THURSDAY, JANUARY 14, 2021
Frank Rich, loud and clear: What happened at the Capitol building last Wednesday? More precisely, what was the instant experience of officers with the Capitol Police?
This morning, at Buzzfeed News, we found another account. In this excerpt, Emmanuel Felton is interviewing one officer:
FELTON (1/13/21): [Officers] are still grappling with the toll that last week’s siege exacted on them and their colleagues. The third officer described how close they had been to opening fire on the mob: After nearly two decades on the force, the officer said, “I’ve never, ever, ever had physically or mentally been in a place where I’ve felt the need to use my weapon, and I was about five seconds from doing it on that day. I felt legitimate concern for my safety and the safety of the other few officers that were around me because to say we were outnumbered is a gross understatement.”
The veteran officer said they were so outnumbered and unprepared that at times he had to stand by helpless as colleagues were viciously attacked. “We came to this door and they were like five or six officers on the other side,” they said. “And it was very heart-wrenching for me because there was nothing that we could do for them. There were literally hundreds, thousands of people on the other side of this door and [the officers are] literally [pinned] against the wall, but we can’t open the door because if we opened the door, they’re going to get crushed and these people are going to pretty much take over.”

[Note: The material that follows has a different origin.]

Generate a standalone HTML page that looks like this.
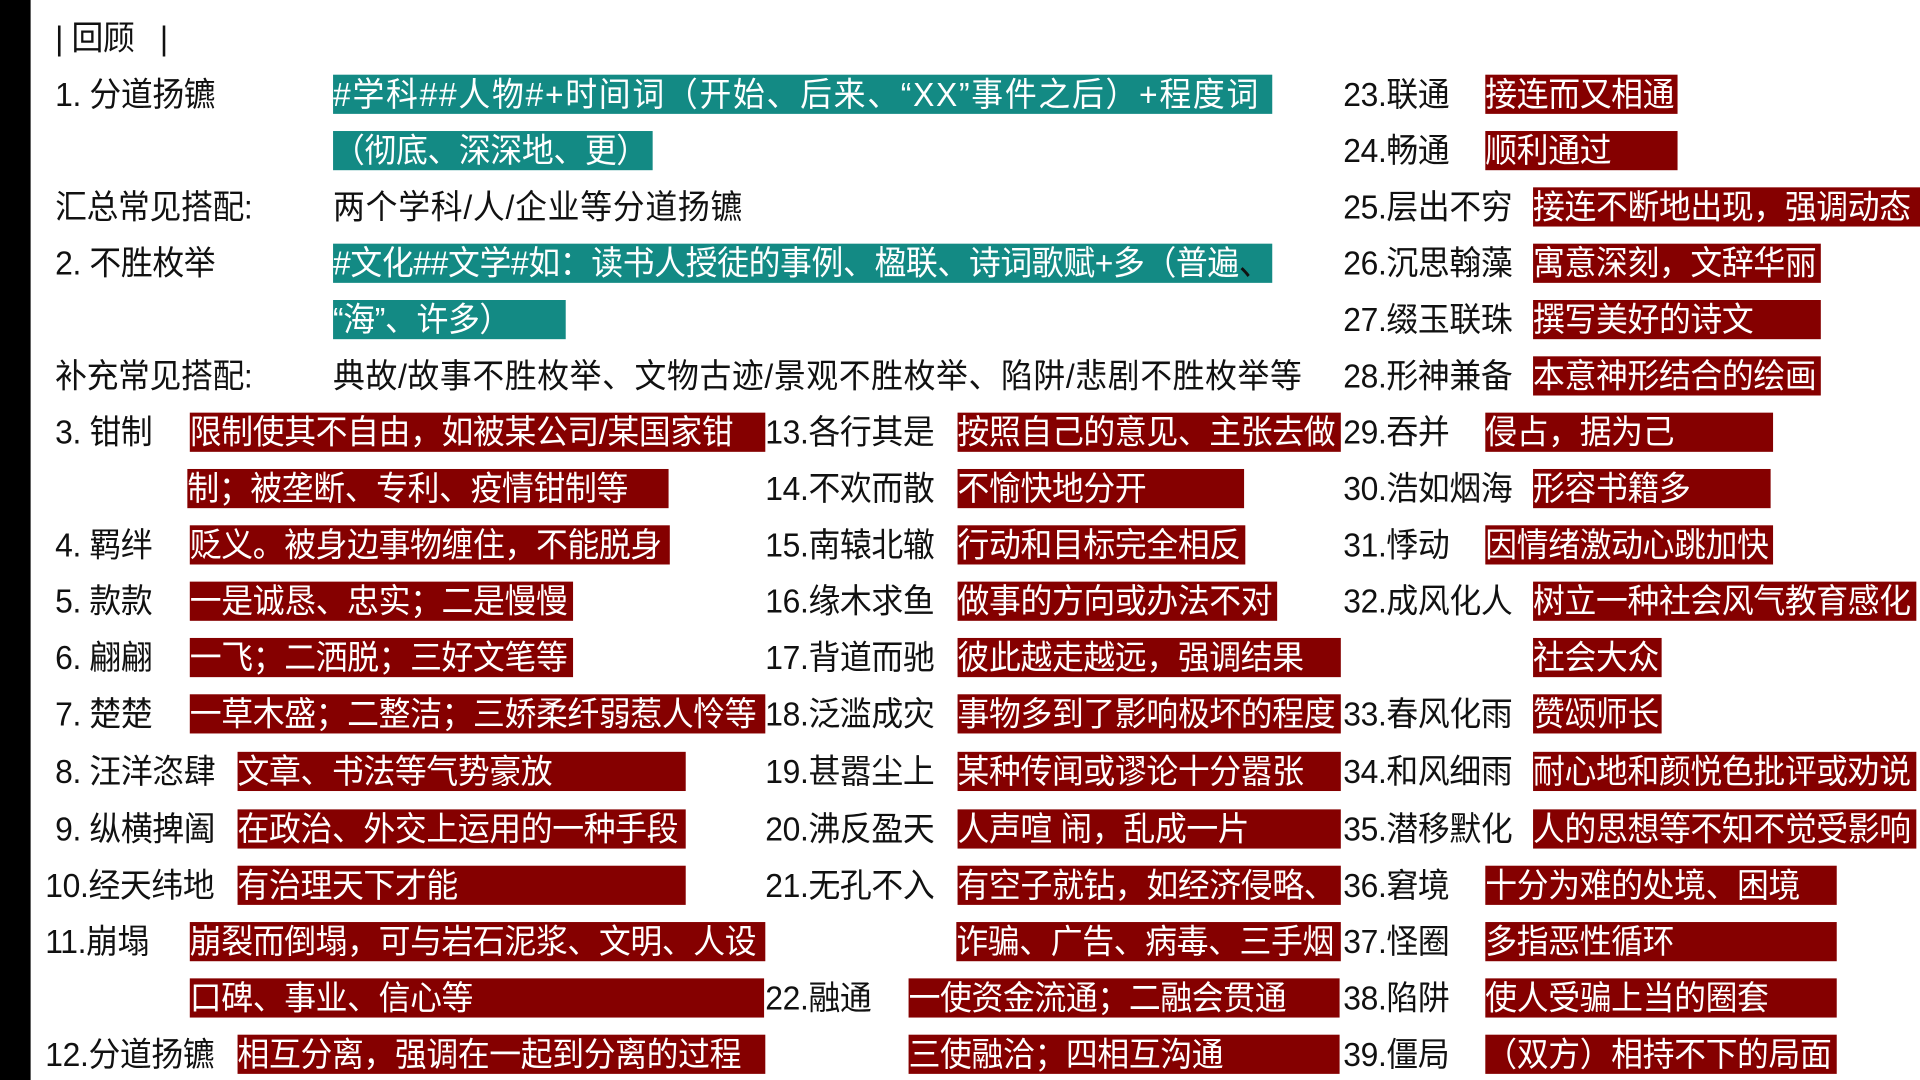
<!DOCTYPE html>
<html><head><meta charset="utf-8"><style>
html,body{margin:0;padding:0;width:1920px;height:1080px;overflow:hidden;background:#fff}
#w{position:absolute;left:0;top:0;width:1568px;height:882px;transform:scale(1.22449);transform-origin:0 0;font-family:"Liberation Sans","Noto Sans CJK SC",sans-serif}
#bar{position:absolute;left:0;top:0;width:25px;height:882px;background:#000}
.t,.b{position:absolute;height:32px;line-height:32px;white-space:nowrap;font-size:26px;color:#111;letter-spacing:-0.3px}
.t span,.b span{display:inline-block;transform:scaleY(1.05);transform-origin:50% 55%}
.b{background:#850000;color:#fff;overflow:hidden}
.g{background:#138a84;color:#fff;overflow:hidden}
</style></head><body><div id="w"><div id="bar"></div>
<div class="t" style="left:45px;top:15px"><span>| 回顾&nbsp;&nbsp;&nbsp;|</span></div>

<div class="t" style="left:45px;top:61px"><span>1. 分道扬镳</span></div>
<div class="b g" style="left:272px;top:61px;width:767px;letter-spacing:1.4px"><span>#学科##人物#+时间词（开始、后来、“XX”事件之后）+程度词</span></div>
<div class="b g" style="left:272px;top:107px;width:261px"><span>（彻底、深深地、更）</span></div>
<div class="t" style="left:45px;top:153px"><span>汇总常见搭配:</span></div>
<div class="t" style="left:272px;top:153px;letter-spacing:0.6px"><span>两个学科/人/企业等分道扬镳</span></div>
<div class="t" style="left:45px;top:199px"><span>2. 不胜枚举</span></div>
<div class="b g" style="left:272px;top:199px;width:767px;overflow:visible"><span>#文化##文学#如：读书人授徒的事例、楹联、诗词歌赋+多（普遍<span style="color:#111">、</span></span></div>
<div class="b g" style="left:272px;top:245px;width:190px"><span>“海”、许多）</span></div>
<div class="t" style="left:45px;top:291px"><span>补充常见搭配:</span></div>
<div class="t" style="left:272px;top:291px;letter-spacing:0.5px"><span>典故/故事不胜枚举、文物古迹/景观不胜枚举、陷阱/悲剧不胜枚举等</span></div>

<div class="t" style="left:45px;top:337px"><span>3. 钳制</span></div>
<div class="b" style="left:155px;top:337px;width:470px"><span>限制使其不自由，如被某公司/某国家钳</span></div>
<div class="b" style="left:153px;top:383px;width:393px"><span>制；被垄断、专利、疫情钳制等</span></div>
<div class="t" style="left:45px;top:429px"><span>4. 羁绊</span></div>
<div class="b" style="left:155px;top:429px;width:392px"><span>贬义。被身边事物缠住，不能脱身</span></div>
<div class="t" style="left:45px;top:475px"><span>5. 款款</span></div>
<div class="b" style="left:155px;top:475px;width:313px"><span>一是诚恳、忠实；二是慢慢</span></div>
<div class="t" style="left:45px;top:521px"><span>6. 翩翩</span></div>
<div class="b" style="left:155px;top:521px;width:313px"><span>一飞；二洒脱；三好文笔等</span></div>
<div class="t" style="left:45px;top:567px"><span>7. 楚楚</span></div>
<div class="b" style="left:155px;top:567px;width:470px"><span>一草木盛；二整洁；三娇柔纤弱惹人怜等</span></div>
<div class="t" style="left:45px;top:614px"><span>8. 汪洋恣肆</span></div>
<div class="b" style="left:194px;top:614px;width:366px"><span>文章、书法等气势豪放</span></div>
<div class="t" style="left:45px;top:661px"><span>9. 纵横捭阖</span></div>
<div class="b" style="left:194px;top:661px;width:366px"><span>在政治、外交上运用的一种手段</span></div>
<div class="t" style="left:37px;top:707px"><span>10.经天纬地</span></div>
<div class="b" style="left:194px;top:707px;width:366px"><span>有治理天下才能</span></div>
<div class="t" style="left:37px;top:753px"><span>11.崩塌</span></div>
<div class="b" style="left:155px;top:753px;width:470px"><span>崩裂而倒塌，可与岩石泥浆、文明、人设</span></div>
<div class="b" style="left:155px;top:799px;width:469px"><span>口碑、事业、信心等</span></div>
<div class="t" style="left:37px;top:845px"><span>12.分道扬镳</span></div>
<div class="b" style="left:194px;top:845px;width:431px"><span>相互分离，强调在一起到分离的过程</span></div>

<div class="t" style="left:625px;top:337px"><span>13.各行其是</span></div>
<div class="b" style="left:782px;top:337px;width:313px"><span>按照自己的意见、主张去做</span></div>
<div class="t" style="left:625px;top:383px"><span>14.不欢而散</span></div>
<div class="b" style="left:782px;top:383px;width:234px"><span>不愉快地分开</span></div>
<div class="t" style="left:625px;top:429px"><span>15.南辕北辙</span></div>
<div class="b" style="left:782px;top:429px;width:235px"><span>行动和目标完全相反</span></div>
<div class="t" style="left:625px;top:475px"><span>16.缘木求鱼</span></div>
<div class="b" style="left:782px;top:475px;width:261px"><span>做事的方向或办法不对</span></div>
<div class="t" style="left:625px;top:521px"><span>17.背道而驰</span></div>
<div class="b" style="left:782px;top:521px;width:313px"><span>彼此越走越远，强调结果</span></div>
<div class="t" style="left:625px;top:567px"><span>18.泛滥成灾</span></div>
<div class="b" style="left:782px;top:567px;width:313px"><span>事物多到了影响极坏的程度</span></div>
<div class="t" style="left:625px;top:614px"><span>19.甚嚣尘上</span></div>
<div class="b" style="left:782px;top:614px;width:313px"><span>某种传闻或谬论十分嚣张</span></div>
<div class="t" style="left:625px;top:661px"><span>20.沸反盈天</span></div>
<div class="b" style="left:782px;top:661px;width:313px"><span>人声喧 闹，乱成一片</span></div>
<div class="t" style="left:625px;top:707px"><span>21.无孔不入</span></div>
<div class="b" style="left:782px;top:707px;width:313px"><span>有空子就钻，如经济侵略、</span></div>
<div class="b" style="left:781px;top:753px;width:314px"><span>诈骗、广告、病毒、三手烟</span></div>
<div class="t" style="left:625px;top:799px"><span>22.融通</span></div>
<div class="b" style="left:742px;top:799px;width:352px"><span>一使资金流通；二融会贯通</span></div>
<div class="b" style="left:742px;top:845px;width:352px"><span>三使融洽；四相互沟通</span></div>

<div class="t" style="left:1097px;top:61px"><span>23.联通</span></div>
<div class="b" style="left:1213px;top:61px;width:157px"><span>接连而又相通</span></div>
<div class="t" style="left:1097px;top:107px"><span>24.畅通</span></div>
<div class="b" style="left:1213px;top:107px;width:157px"><span>顺利通过</span></div>
<div class="t" style="left:1097px;top:153px"><span>25.层出不穷</span></div>
<div class="b" style="left:1252px;top:153px;width:316px"><span>接连不断地出现，强调动态</span></div>
<div class="t" style="left:1097px;top:199px"><span>26.沉思翰藻</span></div>
<div class="b" style="left:1252px;top:199px;width:235px"><span>寓意深刻，文辞华丽</span></div>
<div class="t" style="left:1097px;top:245px"><span>27.缀玉联珠</span></div>
<div class="b" style="left:1252px;top:245px;width:235px"><span>撰写美好的诗文</span></div>
<div class="t" style="left:1097px;top:291px"><span>28.形神兼备</span></div>
<div class="b" style="left:1252px;top:291px;width:235px"><span>本意神形结合的绘画</span></div>
<div class="t" style="left:1097px;top:337px"><span>29.吞并</span></div>
<div class="b" style="left:1213px;top:337px;width:235px"><span>侵占，据为己</span></div>
<div class="t" style="left:1097px;top:383px"><span>30.浩如烟海</span></div>
<div class="b" style="left:1252px;top:383px;width:194px"><span>形容书籍多</span></div>
<div class="t" style="left:1097px;top:429px"><span>31.悸动</span></div>
<div class="b" style="left:1213px;top:429px;width:235px"><span>因情绪激动心跳加快</span></div>
<div class="t" style="left:1097px;top:475px"><span>32.成风化人</span></div>
<div class="b" style="left:1252px;top:475px;width:313px"><span>树立一种社会风气教育感化</span></div>
<div class="b" style="left:1252px;top:521px;width:105px"><span>社会大众</span></div>
<div class="t" style="left:1097px;top:567px"><span>33.春风化雨</span></div>
<div class="b" style="left:1252px;top:567px;width:105px"><span>赞颂师长</span></div>
<div class="t" style="left:1097px;top:614px"><span>34.和风细雨</span></div>
<div class="b" style="left:1252px;top:614px;width:313px"><span>耐心地和颜悦色批评或劝说</span></div>
<div class="t" style="left:1097px;top:661px"><span>35.潜移默化</span></div>
<div class="b" style="left:1252px;top:661px;width:313px"><span>人的思想等不知不觉受影响</span></div>
<div class="t" style="left:1097px;top:707px"><span>36.窘境</span></div>
<div class="b" style="left:1213px;top:707px;width:287px"><span>十分为难的处境、困境</span></div>
<div class="t" style="left:1097px;top:753px"><span>37.怪圈</span></div>
<div class="b" style="left:1213px;top:753px;width:287px"><span>多指恶性循环</span></div>
<div class="t" style="left:1097px;top:799px"><span>38.陷阱</span></div>
<div class="b" style="left:1213px;top:799px;width:287px"><span>使人受骗上当的圈套</span></div>
<div class="t" style="left:1097px;top:845px"><span>39.僵局</span></div>
<div class="b" style="left:1213px;top:845px;width:287px"><span>（双方）相持不下的局面</span></div>
</div></body></html>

These reports go on and on. They contrast with many instant claims which were heard in the streets of Our Town.
On Tuesday, we noted Roxane Gay's instant account in the New York Times. According to Gay, Capitol Police were "basically ushering these terrorists into the building and letting them have the run of the place for a ridiculous amount of time."

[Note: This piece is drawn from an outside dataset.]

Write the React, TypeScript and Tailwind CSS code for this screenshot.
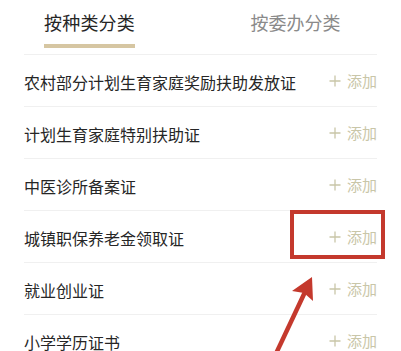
const items = [
  '农村部分计划生育家庭奖励扶助发放证',
  '计划生育家庭特别扶助证',
  '中医诊所备案证',
  '城镇职保养老金领取证',
  '就业创业证',
  '小学学历证书',
];

function AddButton() {
  return (
    <div className="flex items-center gap-[6px] text-[#c9c6a8]">
      <svg width="12" height="12" viewBox="0 0 12 12" className="shrink-0">
        <path d="M6 0.5V11.5M0.5 6H11.5" stroke="#c9c6a8" strokeWidth="1.3" fill="none" />
      </svg>
      <span className="text-[15px] leading-none">添加</span>
    </div>
  );
}

export default function App() {
  return (
    <div
      className="relative w-[401px] h-[351px] overflow-hidden bg-white"
      style={{ fontFamily: '"Noto Sans CJK SC", "Noto Sans", sans-serif' }}
    >
      {/* tabs */}
      <div className="mx-[24px] h-[55px] border-b border-[#f0f0f0] flex pl-[20px]">
        <div className="flex flex-col items-center w-[91px]">
          <span className="mt-[10px] text-[18px] leading-[24px] text-[#262626] tracking-[0.2px]">按种类分类</span>
          <span className="mt-[10px] h-[4px] w-[91px] bg-[#d6c6a2]" />
        </div>
        <div className="ml-[115px] flex flex-col items-center w-[91px]">
          <span className="mt-[10px] text-[18px] leading-[24px] text-[#8a8a8a]">按委办分类</span>
        </div>
      </div>

      {/* list */}
      <div className="mx-[24px] flex flex-col">
        {items.map((label) => (
          <div
            key={label}
            className="h-[52px] shrink-0 flex items-center justify-between border-b border-[#f0f0f0]"
          >
            <span className="text-[16px] text-[#262626] leading-none pt-[2px]">{label}</span>
            <AddButton />
          </div>
        ))}
      </div>

      {/* annotation box */}
      <div className="absolute left-[290px] top-[210px] w-[95px] h-[49px] border-[4px] border-[#c4392d]" />

      {/* annotation arrow */}
      <svg className="absolute left-0 top-0" width="401" height="351" viewBox="0 0 401 351">
        <path d="M273 360 L305 292" stroke="#c4392d" strokeWidth="4.5" fill="none" />
        <polygon points="312,277 292,291 304,293 313,301" fill="#c4392d" />
      </svg>
    </div>
  );
}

Gay was not a first-person observer. Despite her lack of first-hand knowledge, she quickly offered an account which closely mirrors the preferred narratives of many who live in Our Town.
Were Capitol Police ushering the rioters into the Capitol building and letting them have the run of the place? Later reporting has made it sound like Gay's account may be less than perfectly fair and balanced.
That said, many of Our Town's experienced pundits quickly produced such claims. At times like these, information develops slowly, Storyline flames up quite fast.
Anywhere Storyline exists, can Frank Rich be far behind? Here's what the one-time "butcher of Broadway" said at New York magazine:
RICH (1/8/21): Let’s not resort to euphemisms about what happened. There were no “very fine people” among these rioters. They are trash. They trashed the people’s house so they could feel right at home...
Another thing about them, by the way: They were almost exclusively white.
Also largely white: the docile police who facilitated their entry into the Capitol, who failed to curb their criminal behavior until way too much damage had been done, and who, in some cases, fraternized with the insurrectionists as if they were all members of the same secret society. Maybe, with time and investigation, we’ll learn that in fact they were.
Maybe, with time, we'll learn that—and then again, maybe we won't! Stir in one dose of racial invective and you have the secret sauce which is frequently ladled by the upper-end stars of Our Town.
Rich, of course, is a Harvard man; we'll assume he's an OK guy. He isn't as bad as a violent rioter, but in our view, his attitude has made him a part of the problem for a rather long time.
Others slimed the docile cops who let the white trash in. Reports of the injuries, and the one or two deaths, began to filter in later.
We'll leave this here, but we'll restate two key points:
First, Storyline travels much faster than info. Also, you can't necessarily trust or affirm the things you hear from those who align on your side.